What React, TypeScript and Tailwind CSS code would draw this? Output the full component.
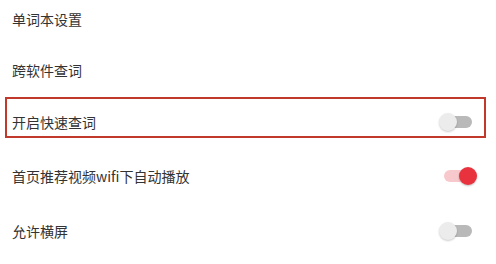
import { useState } from 'react';

const font = { fontFamily: '"Noto Sans CJK SC", "Noto Sans", sans-serif' };

function Toggle({ on, onChange }: { on: boolean; onChange: () => void }) {
    return (
        <button type="button" onClick={onChange} className="relative h-[18px] w-[38px] shrink-0">
            <span className={on ? 'absolute left-[5px] top-[3px] h-[12px] w-[28px] rounded-full bg-[#f8c9cc]' : 'absolute left-[5px] top-[3px] h-[12px] w-[28px] rounded-full bg-[#b9b9b9]'} />
            <span className={on ? 'absolute right-0 top-0 size-[18px] rounded-full bg-[#e8333f] shadow-[0_1px_2px_rgba(0,0,0,0.25)]' : 'absolute left-0 top-0 size-[18px] rounded-full bg-[#ececec] shadow-[0_1px_2px_rgba(0,0,0,0.2)]'} />
        </button>
    );
}

export default function App() {
    const [quick, setQuick] = useState(false);
    const [autoplay, setAutoplay] = useState(true);
    const [landscape, setLandscape] = useState(false);

    return (
        <div className="relative h-[264px] w-[496px] overflow-hidden bg-white text-[14px] text-[#333]" style={font}>
            <div className="flex flex-col">
                <div className="flex h-[38px] items-center pl-3">单词本设置</div>
                <div className="flex h-[64px] items-center pl-3">跨软件查词</div>
                <div className="flex h-[40px] items-center justify-between pl-3 pr-[19px]">
                    <span>开启快速查词</span>
                    <Toggle on={quick} onChange={() => setQuick(!quick)} />
                </div>
                <div className="flex h-[68px] items-center justify-between pl-3 pr-[19px]">
                    <span>首页推荐视频wifi下自动播放</span>
                    <Toggle on={autoplay} onChange={() => setAutoplay(!autoplay)} />
                </div>
                <div className="flex h-[42px] items-center justify-between pl-3 pr-[19px]">
                    <span>允许横屏</span>
                    <Toggle on={landscape} onChange={() => setLandscape(!landscape)} />
                </div>
            </div>
            {/* highlight box around the quick lookup row */}
            <div className="pointer-events-none absolute left-[5px] top-[97px] h-[41px] w-[481px] border-2 border-[#c0392b]" />
        </div>
    );
}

* * *

# What you should do:
Without the pictures, return the listing above from its first line through the line that has "const [landscape, setLandscape]".

# Completed task:
What React, TypeScript and Tailwind CSS code would draw this? Output the full component.
import { useState } from 'react';

const font = { fontFamily: '"Noto Sans CJK SC", "Noto Sans", sans-serif' };

function Toggle({ on, onChange }: { on: boolean; onChange: () => void }) {
    return (
        <button type="button" onClick={onChange} className="relative h-[18px] w-[38px] shrink-0">
            <span className={on ? 'absolute left-[5px] top-[3px] h-[12px] w-[28px] rounded-full bg-[#f8c9cc]' : 'absolute left-[5px] top-[3px] h-[12px] w-[28px] rounded-full bg-[#b9b9b9]'} />
            <span className={on ? 'absolute right-0 top-0 size-[18px] rounded-full bg-[#e8333f] shadow-[0_1px_2px_rgba(0,0,0,0.25)]' : 'absolute left-0 top-0 size-[18px] rounded-full bg-[#ececec] shadow-[0_1px_2px_rgba(0,0,0,0.2)]'} />
        </button>
    );
}

export default function App() {
    const [quick, setQuick] = useState(false);
    const [autoplay, setAutoplay] = useState(true);
    const [landscape, setLandscape] = useState(false);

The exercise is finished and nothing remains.